As per CPCB’s 4 pm bulletin, the 24-hour average AQI for the city on Thursday was 309. But the average AQI at most of the hots pots was much higher -- Anand Vihar (351), Bawana (351), Dwarka (339) and Wazirpur (353).

The pollution watchdog had identified the 13 hot spots after the Supreme Court-mandated Environment Pollution (Prevention and Control) Authority had flagged blatant violations of green norms in these areas. After EPCA’s directions, DPCC came up with specific action plans to deal with polluting activities in each of these spots.

On November 1, in Bawana, Anand Vihar, Punjabi Bagh and Mundka, the AQI touched the ceiling of 500— the last level of pollution, beyond which measurements cannot not be taken. As per CPCB data, on the same day, PM 2.5 concentration shot up to 10 times the permissible limit in Dwarka, Bawana, Anand Vihar and Wazirpur.

“There has been a marked improvement at the hot spots from before. Incidents of burning of plastic, rubber and other waste, which till last year were reported every other day, have subsided.

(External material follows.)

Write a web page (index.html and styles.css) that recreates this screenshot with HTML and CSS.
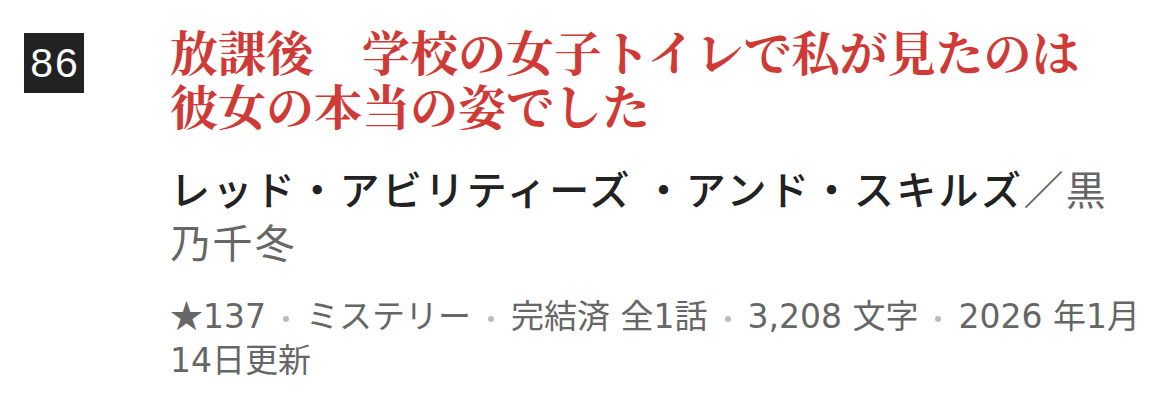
FILE: index.html
```html
<!DOCTYPE html>
<html lang="ja">
<head>
<meta charset="utf-8">
<link rel="stylesheet" href="styles.css">
</head>
<body>
<div class="item">
  <div class="rank">86</div>
  <div class="content">
    <h2 class="title">放課後　学校の女子トイレで私が見たのは<br>彼女の本当の姿でした</h2>
    <p class="author"><span class="name">レッド・アビリティーズ ・アンド・スキルズ</span><span class="sub">／黒<br>乃千冬</span></p>
    <p class="meta"><span class="star">★</span>137<span class="sep"></span>ミステリー<span class="sep"></span>完結済 全1話<span class="sep"></span>3,208 文字<span class="sep"></span>2026 年1月<br>14日更新</p>
  </div>
</div>
</body>
</html>
```

FILE: styles.css
```css
html, body {
  margin: 0;
  padding: 0;
  background: #ffffff;
}
.item {
  display: flex;
  align-items: flex-start;
  padding: 24px 0 0 24px;
  gap: 86px;
}
.rank {
  flex: none;
  width: 60px;
  height: 60px;
  margin-top: 9px;
  background: #222222;
  color: #ffffff;
  font-family: "Liberation Sans", Arial, sans-serif;
  font-size: 41px;
  line-height: 60px;
  text-align: center;
  letter-spacing: 2px;
  text-indent: 2px;
}
.content {
  flex: 1;
  min-width: 0;
  white-space: nowrap;
}
.title {
  margin: 0;
  font-family: "Noto Serif CJK JP", "Noto Sans CJK JP", serif;
  font-weight: 700;
  font-size: 48px;
  line-height: 54px;
  color: #d03a36;
}
.author {
  margin: 30px 0 0;
  font-family: "Noto Sans CJK JP", sans-serif;
  font-size: 40px;
  line-height: 53px;
  letter-spacing: 2.4px;
}
.author .name {
  color: #222222;
  font-weight: 500;
}
.author .sub {
  color: #666666;
}
.meta {
  margin: 24px 0 0;
  font-family: "DejaVu Sans", "Noto Sans CJK JP", sans-serif;
  font-size: 33px;
  line-height: 44px;
  color: #666666;
}
.meta .star {
  font-family: "Noto Sans CJK JP", sans-serif;
}
.sep {
  display: inline-block;
  width: 6px;
  height: 6px;
  border-radius: 50%;
  background: #bbbbbb;
  vertical-align: middle;
  margin: 0 17px;
}
```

We have started taking additional preventive measure,” said a senior DPCC official, who refused to be quoted.

The three municipal corporations are identifying sites where construction debris is being found illegally dumped at night. The South Delhi Municipal Corporation on Thursday suspended three officers for “not performing their duties responsibly in and around Okhla”.